Broad expectations and understanding value ranges
It is often useful to find a tool that helps unpack value ranges quantitatively, preventing emotional decision-making when hedging. Traditionally, understanding value has been a somewhat nebulous concept that comes down to a range of factors, including what kind of tolerance a business has for unfavourable currency movements. The indicators that follow attempt to identify different periods that might offer relative value, either for importers or for exporters.

  • Once adjusted for risk, the ZAR is trading far closer to fair value which currently stands closer to 15.40. At this level, there is no obvious value for either side of the trade, although given the recent move to 16.00 from levels below 15.20 on Thursday, exporters are enjoying some reprieve.
  • The broader range of fair value remains between 15.20-15.60. Either side of that, marginal benefits might be extracted, depending on prevailing dynamics.

  • Earlier last week, implied ZSI levels have dipped sharply to highlight the underlying bias in the market that favoured ZAR appreciation. These implied levels should not be treated as specific levels to target, but rather as an indication of the balance of forces. When the implied rate hovers strongly below the spot rate, the guidance is that the ZAR stands a good chance of appreciating in the coming months. Friday’s move could see this reverse to some degree.

  • ETM’s ZAR Sentiment indicator (ZSI) has remained firmly in positive territory and even rose to suggest an appreciative bias will manifest over the next 6-8 months.
  • It suggests that any depreciation in the ZAR in the near-term will not be sustained in the future, especially if the ZAR finds itself in undervalued territory.
  • It is telling that the ZSI has remained in positive territory throughout the past month despite all the difficulties. It suggests that there is an underlying resilience to the ZAR which is bound to reflect in the months ahead.

  • With the rise in inflation, monetary rectitude has eroded despite the recent rate hikes.
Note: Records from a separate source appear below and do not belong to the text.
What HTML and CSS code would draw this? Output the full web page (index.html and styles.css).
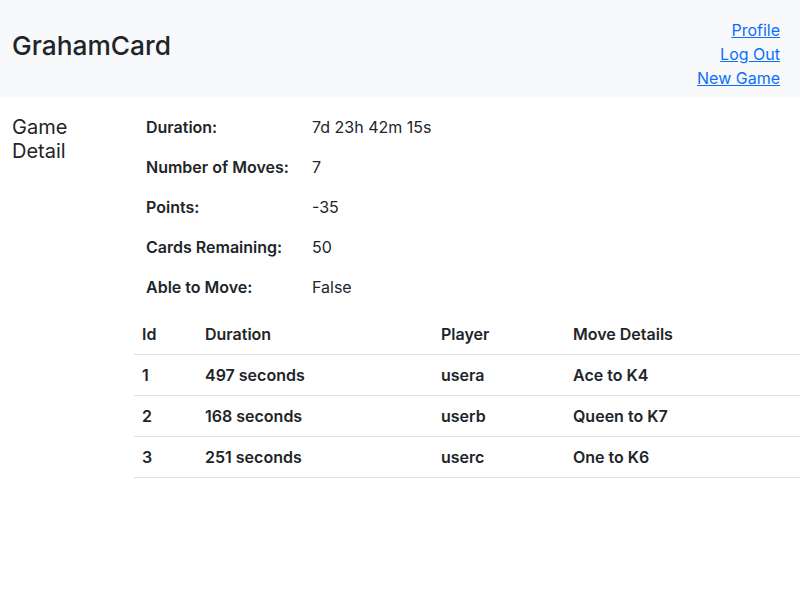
FILE: index.html
```html
<!DOCTYPE html>
<html lang="en">
<head>
<meta charset="utf-8">
<title>GrahamCard</title>
<link rel="stylesheet" href="styles.css">
</head>
<body>
<header class="topbar">
  <div class="brand">GrahamCard</div>
  <nav class="links">
    <a href="#">Profile</a>
    <a href="#">Log Out</a>
    <a href="#">New Game</a>
  </nav>
</header>
<main class="page">
  <aside class="side">
    <h2 class="side-title">Game Detail</h2>
  </aside>
  <section class="content">
    <dl class="details">
      <dt>Duration:</dt><dd>7d 23h 42m 15s</dd>
      <dt>Number of Moves:</dt><dd>7</dd>
      <dt>Points:</dt><dd>-35</dd>
      <dt>Cards Remaining:</dt><dd>50</dd>
      <dt>Able to Move:</dt><dd>False</dd>
    </dl>
    <table class="moves">
      <thead>
        <tr><th class="c-id">Id</th><th class="c-dur">Duration</th><th class="c-player">Player</th><th class="c-move">Move Details</th></tr>
      </thead>
      <tbody>
        <tr><td>1</td><td>497 seconds</td><td>usera</td><td>Ace to K4</td></tr>
        <tr><td>2</td><td>168 seconds</td><td>userb</td><td>Queen to K7</td></tr>
        <tr><td>3</td><td>251 seconds</td><td>userc</td><td>One to K6</td></tr>
      </tbody>
    </table>
  </section>
</main>
</body>
</html>
```
FILE: styles.css
```css
* { box-sizing: border-box; }
html, body {
  margin: 0;
  padding: 0;
  background: #fff;
  color: #212529;
  font-family: Inter, "Noto Sans", "Liberation Sans", sans-serif;
  font-size: 16px;
  line-height: 24px;
}
.topbar {
  display: flex;
  justify-content: space-between;
  align-items: flex-start;
  background: #f8f9fa;
  height: 97px;
  padding: 18px 20px 0 12px;
}
.brand {
  font-size: 26.3px;
  line-height: 32px;
  margin-top: 12px;
  font-weight: 500;
}
.links {
  display: flex;
  flex-direction: column;
  align-items: flex-end;
}
.links a {
  color: #0d6efd;
  text-decoration: underline;
}
.page {
  display: flex;
  padding-top: 18px;
}
.side {
  width: 134px;
  flex: none;
  padding: 0 12px;
}
.side-title {
  margin: 0;
  font-size: 20px;
  line-height: 24px;
  font-weight: 400;
}
.content {
  flex: 1;
}
.details {
  display: grid;
  grid-template-columns: 166px 1fr;
  row-gap: 16px;
  margin: 0 0 15px 0;
  padding-left: 12px;
}
.details dt {
  font-weight: 600;
}
.details dd {
  margin: 0;
}
.moves {
  width: 100%;
  border-collapse: collapse;
  table-layout: fixed;
}
.moves th, .moves td {
  text-align: left;
  padding: 8px;
  font-weight: 600;
  border-bottom: 1px solid #dee2e6;
}
.c-id { width: 63px; }
.c-dur { width: 236px; }
.c-player { width: 132px; }
```
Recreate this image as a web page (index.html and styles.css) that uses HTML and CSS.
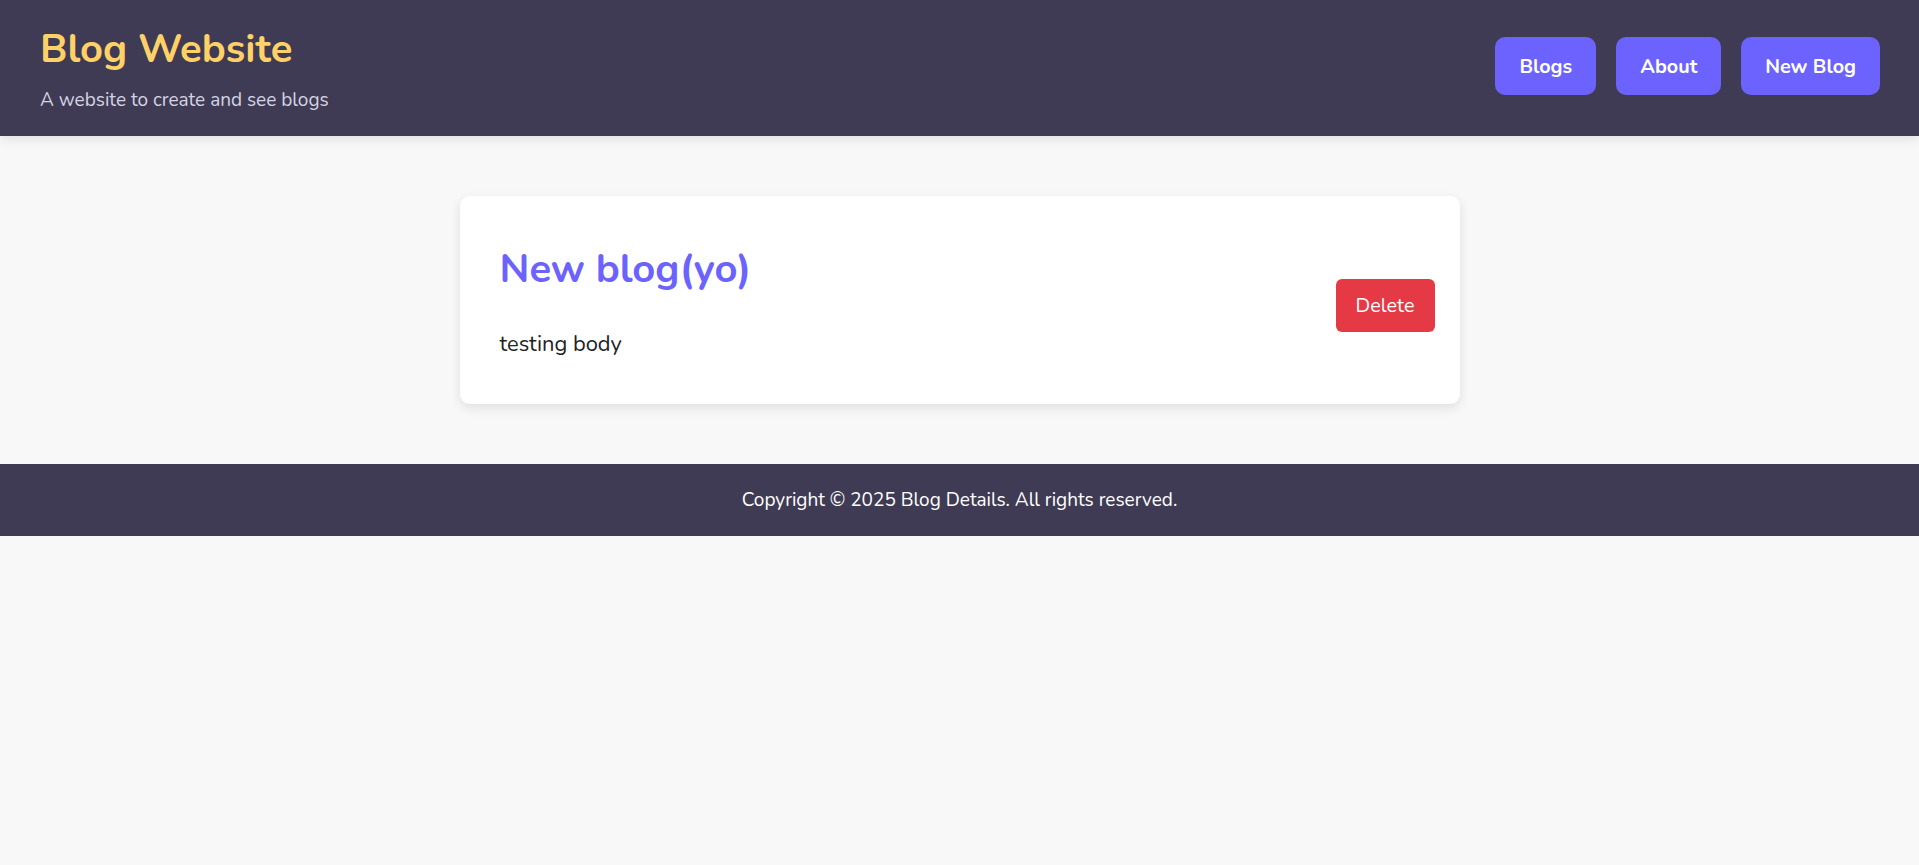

The accelerating growth in money supply suggests there is more monetary space for inflation to take hold and also implies that more rate hikes are needed.
  • Fiscal rectitude will to some degree be a function of what happens at a fundamental level. Fundamentals have also eroded slightly and that stands to reason given the prevailing headwinds, loadshedding and a difficult investment climate, all of which has weighed to some extent on the government’s fiscal position.

  • Although off its best levels, ZAR carry attractiveness has remained elevated and appears to have outstripped both the EM and DM averages. It implies that the ZAR still stands to attract foreign interest, which, at the margin, will assist in helping the ZAR retain some resilience.
  • It also implies that negative speculation against the ZAR will be more expensive, proportionately speaking, thereby dissuading such behaviour.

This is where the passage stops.